If you took a quick guess as to which car is faster, what would you say – the $44,000 Lexus GS300, or the $34,000 ES350? If you guessed the GS, you would be wrong. The ES is more powerful and quicker in acceleration, an awkward fact that can make Lexus dealers nervous, especially with the GS’ more sporty character. This situation is due to the unusually early introduction of the 2007 ES model, which was well ahead of the GS and giving us a glimpse of the power upgrades in store.
Starting with the GS, expect the base 3.0L 6-cylinder engine to be replaced with 3.5L unit that’s already in the ES350 and GS450h, bumping horsepower from 245 to 272. Expect the 4.3L 8-cylinder engine to be replaced by the 4.6L unit, upgrading horsepower from 300 to 380. This should effectively move the sedan from 0-60 mph in the low 5 seconds, more closely matching its German rivals. It will be interesting to see if Lexus will offer another hybrid in the GS line. So far, Toyota and Lexus have resisted offering multiple hybrid powertrains for the same model, but a GS550h using the 4.6L 8-cylinder can slot nicely between the 6-cylinder GS450h and the flagship LS600h. The GS300 will be renamed to GS350, and GS430 to GS460.
As previously noted, the 272 hp 2007 ES350 has already been introduced, replacing the 225 hp ES330. This is essentially the same 3.5 liter unit being proliferated throughout Toyota’s lineup, but due to octane optimization, generates slightly more power than its Toyota counterparts. A hybrid version, if offered, would be called ES450h with virtually identical specs as the current GS450h, generating 340 total-system hp. It could also signal a similar powertrain offering for Toyota’s Camry, which shares the same platform as the ES, and is currently offered only in 4-cylinder hybrid form.

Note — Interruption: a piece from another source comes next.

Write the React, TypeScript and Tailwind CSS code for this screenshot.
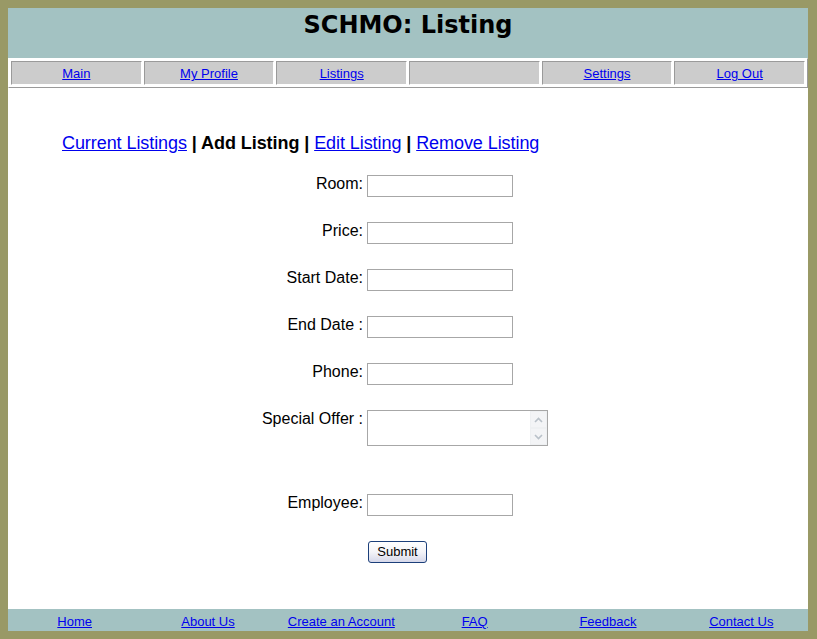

The 2007 RX350, also introduced ahead of schedule, replaces the RX330. Similar to the ES, horsepower moves from 225 to 270. Expect a similar change on the 3.3L RX400h, which goes from 268 total system hp to 340 and renamed to RX450h.
The SC430 and LS430 will follow the same upgrade as the GS430, but to establish its flagship status, the LS hybrid version will get an exclusive 5.0L 8-cylinder unit that will generate at least 410 hp. The LS430 will be renamed LS460 and the 5.0L hybrid LS600h. The LS will have the world’s first eight-speed automatic transmission, and it is unclear if and when this will be shared with other models.
It is doubtful the IS, introduced last year, will have any powertrain upgrades for 2007. As for the GX and LX trucks, they are certainly due for an upgrade, but truck engines typically lag in advanced technology than its passenger-car counterparts. For example, Toyota’s variable valve timing wasn’t introduced on 8-cylinder trucks until model year 2005, although it was available on its passenger cars seven years earlier.